Mantashe: Mkhwebane overreaching her powers with Reserve Bank plan
The matter relates to funds misappropriated during the apartheid era given as a lifeboat to bankorp which was later purchased by Absa bank.
JOHANNESBURG – African National Congress (ANC) Secretary General Gwede Mantashe has told Eyewitness News the Public Protector has overreached her power by pronouncing that she wants to change the Reserve Bank’s monetary policy.
On Monday, Advocate Busiswe Mkhwebane said the Reserve Bank had failed in its duties to protect the public by not ensuring that Absa Bank repaid an apartheid-era bailout given to failed bank Bankorp.

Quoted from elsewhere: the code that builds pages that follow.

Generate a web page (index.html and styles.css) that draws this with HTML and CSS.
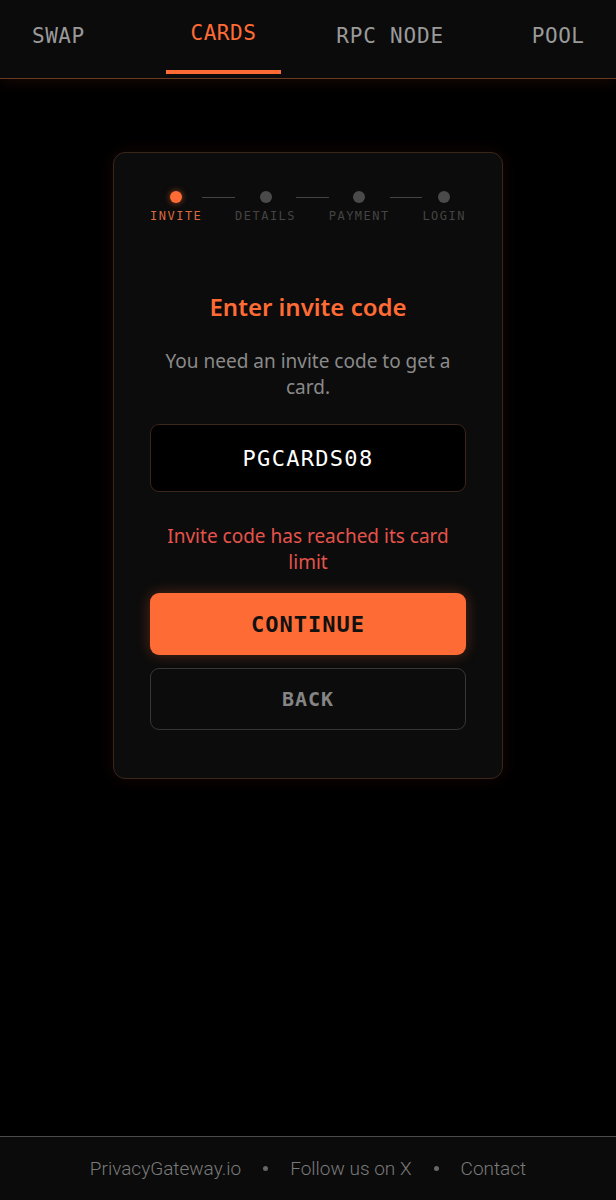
FILE: index.html
```html
<!DOCTYPE html>
<html lang="en">

<head>
    <meta charset="UTF-8">
    <meta name="viewport" content="width=device-width, initial-scale=1.0">
    <title>Privacy Gateway Cards</title>
    <link rel="stylesheet" href="styles.css">
</head>

<body>
    <header class="topnav">
        <a class="tab">SWAP</a>
        <a class="tab active">CARDS</a>
        <a class="tab">RPC NODE</a>
        <a class="tab">POOL</a>
    </header>

    <main class="page">
        <div class="card">
            <div class="stepper">
                <div class="step done">
                    <span class="dot"></span>
                    <span class="label">INVITE</span>
                </div>
                <span class="line"></span>
                <div class="step">
                    <span class="dot"></span>
                    <span class="label">DETAILS</span>
                </div>
                <span class="line"></span>
                <div class="step">
                    <span class="dot"></span>
                    <span class="label">PAYMENT</span>
                </div>
                <span class="line"></span>
                <div class="step">
                    <span class="dot"></span>
                    <span class="label">LOGIN</span>
                </div>
            </div>

            <h2 class="title">Enter invite code</h2>
            <p class="desc">You need an invite code to get a card.</p>

            <input class="code-input" type="text" value="PGCARDS08">

            <p class="error">Invite code has reached its card limit</p>

            <button class="btn btn-primary">CONTINUE</button>
            <button class="btn btn-secondary">BACK</button>
        </div>
    </main>

    <footer class="footer">
        <a>PrivacyGateway.io</a>
        <span class="sep"></span>
        <a>Follow us on X</a>
        <span class="sep"></span>
        <a>Contact</a>
    </footer>
</body>

</html>
```

FILE: styles.css
```css
* {
    box-sizing: border-box;
}

body {
    margin: 0;
    background: #000;
    color: #fff;
    font-family: 'Noto Sans', sans-serif;
    min-height: 100vh;
    display: flex;
    flex-direction: column;
}

.topnav {
    display: flex;
    align-items: stretch;
    height: 79px;
    padding-left: 7px;
    background: #0b0b0b;
    border-bottom: 1px solid #6a3a22;
    box-shadow: 0 4px 14px rgba(255, 107, 53, 0.08);
    overflow: hidden;
}

.tab {
    display: flex;
    justify-content: center;
    align-items: center;
    padding: 0 25px 6px;
    font-family: 'DejaVu Sans Mono', monospace;
    font-size: 21px;
    letter-spacing: 0.5px;
    color: #9a9a9a;
    position: relative;
    white-space: nowrap;
}

.tab:nth-child(2) {
    margin-left: 56px;
}

.tab:nth-child(3) {
    margin-left: 30px;
    letter-spacing: 0.8px;
}

.tab:nth-child(4) {
    margin-left: 38px;
}

.tab.active {
    color: #ff6b35;
    padding-bottom: 12px;
}

.tab.active::after {
    content: "";
    position: absolute;
    bottom: 4px;
    left: 0;
    right: 0;
    height: 4px;
    background: #ff6b35;
}

.page {
    flex: 1;
    display: flex;
    justify-content: center;
    align-items: flex-start;
    padding-top: 73px;
}

.card {
    width: 390px;
    background: #0c0c0c;
    border: 1px solid #3c2519;
    border-radius: 12px;
    padding: 38px 36px 48px;
    box-shadow: 0 0 18px rgba(255, 107, 53, 0.08);
    display: flex;
    flex-direction: column;
    align-items: stretch;
}

.stepper {
    display: flex;
    justify-content: center;
    align-items: flex-start;
}

.step {
    display: flex;
    flex-direction: column;
    align-items: center;
    gap: 6px;
}

.dot {
    width: 12px;
    height: 12px;
    border-radius: 50%;
    background: #4a4a4a;
}

.step.done .dot {
    background: #ff6b35;
    box-shadow: 0 0 6px rgba(255, 107, 53, 0.6);
}

.label {
    font-family: 'DejaVu Sans Mono', monospace;
    font-size: 12px;
    letter-spacing: 1.5px;
    color: #444;
}

.step.done .label {
    color: #d8693e;
}

.line {
    width: 33px;
    height: 1px;
    background: #444;
    margin-top: 6px;
}

.title {
    margin: 67px 0 0;
    text-align: center;
    font-size: 24px;
    font-weight: 600;
    color: #ff6b35;
}

.desc {
    margin: 25px 4px 0;
    text-align: center;
    font-size: 19px;
    line-height: 26px;
    color: #8a8a8a;
}

.code-input {
    margin-top: 24px;
    height: 68px;
    width: 100%;
    background: #000;
    border: 1px solid #3c2519;
    border-radius: 9px;
    text-align: center;
    font-family: 'DejaVu Sans Mono', monospace;
    font-size: 22px;
    letter-spacing: 1.3px;
    color: #fff;
    outline: none;
}

.error {
    margin: 31px 10px 0;
    text-align: center;
    font-size: 19px;
    line-height: 26px;
    color: #e5534b;
}

.btn {
    height: 62px;
    width: 100%;
    border-radius: 9px;
    font-family: 'DejaVu Sans Mono', monospace;
    font-weight: bold;
    letter-spacing: 1px;
    cursor: pointer;
}

.btn-primary {
    margin-top: 18px;
    background: #ff6b35;
    border: none;
    color: #111;
    font-size: 22px;
    box-shadow: 0 0 14px rgba(255, 107, 53, 0.3);
}

.btn-secondary {
    margin-top: 13px;
    background: #0c0c0c;
    border: 1px solid #363636;
    color: #858585;
    font-size: 20px;
}

.footer {
    height: 64px;
    background: #0b0b0b;
    border-top: 1px solid #4a4a4a;
    display: flex;
    justify-content: center;
    align-items: center;
    gap: 22px;
    font-family: 'Roboto', sans-serif;
    font-weight: 300;
    font-size: 19px;
    color: #7a7a7a;
}

.footer .sep {
    width: 5px;
    height: 5px;
    border-radius: 50%;
    background: #666;
}
```
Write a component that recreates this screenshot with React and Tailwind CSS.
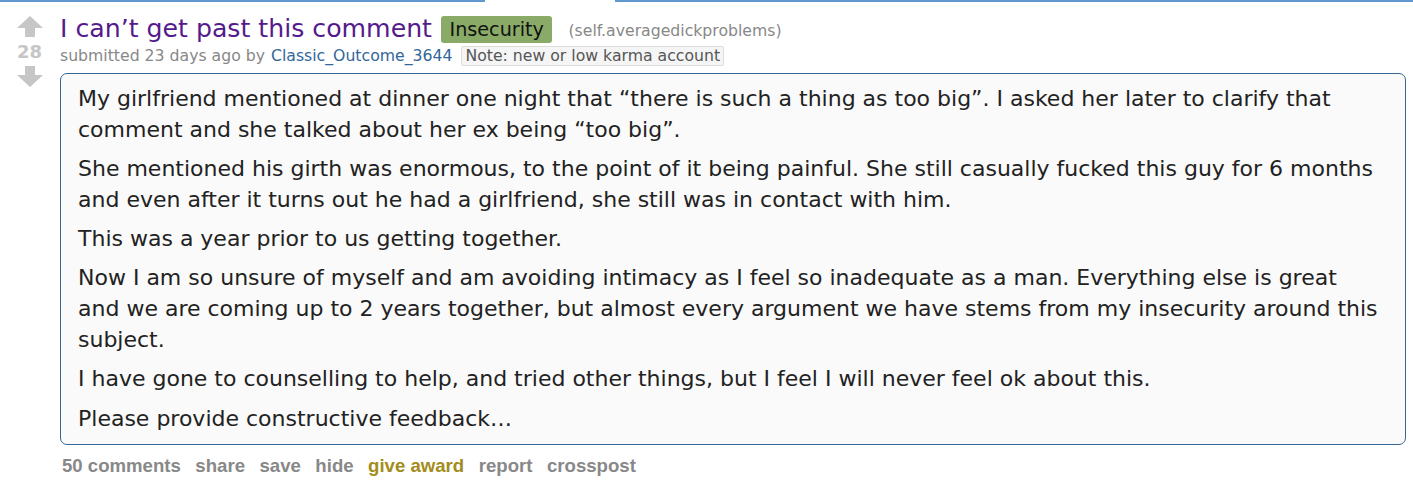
import React from 'react';

const paragraphs = [
  'My girlfriend mentioned at dinner one night that \u201cthere is such a thing as too big\u201d. I asked her later to clarify that comment and she talked about her ex being \u201ctoo big\u201d.',
  'She mentioned his girth was enormous, to the point of it being painful. She still casually fucked this guy for 6 months and even after it turns out he had a girlfriend, she still was in contact with him.',
  'This was a year prior to us getting together.',
  'Now I am so unsure of myself and am avoiding intimacy as I feel so inadequate as a man. Everything else is great and we are coming up to 2 years together, but almost every argument we have stems from my insecurity around this subject.',
  'I have gone to counselling to help, and tried other things, but I feel I will never feel ok about this.',
  'Please provide constructive feedback\u2026',
];

const links = ['50 comments', 'share', 'save', 'hide', 'give award', 'report', 'crosspost'];

function Arrow({ down }) {
  return (
    <svg width="26" height="21" viewBox="0 0 26 21" className={down ? 'rotate-180' : ''}>
      <path d="M13 0 L26 12 L18 12 L18 21 L8 21 L8 12 L0 12 Z" fill="#c6c6c6" />
    </svg>
  );
}

export default function App() {
  return (
    <div className="w-[1413px] h-[484px] bg-white overflow-hidden" style={{ fontFamily: '"DejaVu Sans", Verdana, sans-serif' }}>
      {/* tab strip line */}
      <div className="flex h-[2px]">
        <div className="w-[485px] bg-[#5f99cf]" />
        <div className="w-[130px]" />
        <div className="flex-1 bg-[#5f99cf]" />
      </div>

      <div className="flex">
        {/* votes */}
        <div className="w-[60px] flex flex-col items-center pt-[14px] pr-[1px]">
          <Arrow />
          <div className="text-[18px] font-bold text-[#c6c6c6] leading-[28px] mt-[1px]">28</div>
          <Arrow down />
        </div>

        <div className="flex-1 pr-[7px]">
          <div className="flex items-center h-[32px] mt-[11px]">
            <span className="text-[25.2px] text-[#551a8b] leading-[32px]">I can’t get past this comment</span>
            <span className="ml-[9px] bg-[#8aab67] text-[#111] text-[19.2px] leading-[27px] px-[8.5px] rounded-[3px]">Insecurity</span>
            <span className="ml-[16px] text-[15.7px] text-[#888] mt-[3px]">(self.averagedickproblems)</span>
          </div>
          <div className="flex items-center text-[15.7px] text-[#888] h-[22px]">
            <span>submitted 23 days ago by</span>
            <span className="ml-[6px] text-[#369]">Classic_Outcome_3644</span>
            <span className="ml-[9px] border border-[#ddd] bg-[#f5f5f5] text-[#555] px-[3px] leading-[18px] rounded-[2px]">Note: new or low karma account</span>
          </div>

          <div className="mt-[6px] border border-[#369] rounded-[7px] bg-[#fafafa] pl-[17px] pr-[20px] pt-[10px] pb-[10px] text-[#222] text-[22px] leading-[30.8px] flex flex-col gap-[8.5px]">
            {paragraphs.map((p, i) => (
              <p key={i}>{p}</p>
            ))}
          </div>

          <div className="flex gap-[14.5px] mt-[7px] ml-[2px] text-[18.6px] font-bold text-[#888]" style={{ fontFamily: '"Liberation Sans", Arial, sans-serif' }}>
            {links.map((l) => (
              <span key={l} className={l === 'give award' ? 'text-[#a38c1b]' : ''}>{l}</span>
            ))}
          </div>
        </div>
      </div>
    </div>
  );
}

The matter relates to funds misappropriated during the apartheid era given as a lifeboat to Bankorp which was later purchased by Absa Bank.
Mantashe says the Reserve Bank was right to take the Public Protector’s decision on review.
“On the powers of the Reserve Bank and the Constitution, I think that’s Public Protector overreach. The Reserve Bank is right in reviewing it because that’s the only way you can challenge this, you can review properly.”
Mantashe says the Reserve Bank’s credibility is still intact and should not be tampered with.
“The Reserve Bank is doing its work. The mistake we can commit in South Africa, which is popular, is to play around with the institution that gives us credibility and we lose that credibility immediately, we’ll battle economically.”
Mkhwebane has defended her decision.
“It says the Chairperson of the portfolio committee on Justice and Correctional Services must initiate that will result in the amendment of Section 224; initiate the process.
“This is still a process and I’m not saying these are the proposals, they can deliberate on that and decide if they are amending or not.”
Mkhwebane says it's up to the courts to decide if she's overreached her mandate by recommending that the Reserve Bank should change its mandate on monetary policy.
Mkhwebane says she's noted the bank's decision to challenge her recommendation.
“The court is there to interpret the law. I have seen the Reserve Bank intends to take this matter on judicial review. I think it’s within their right to do that. It’s for the court to decide whether I’ve reached my mandate.”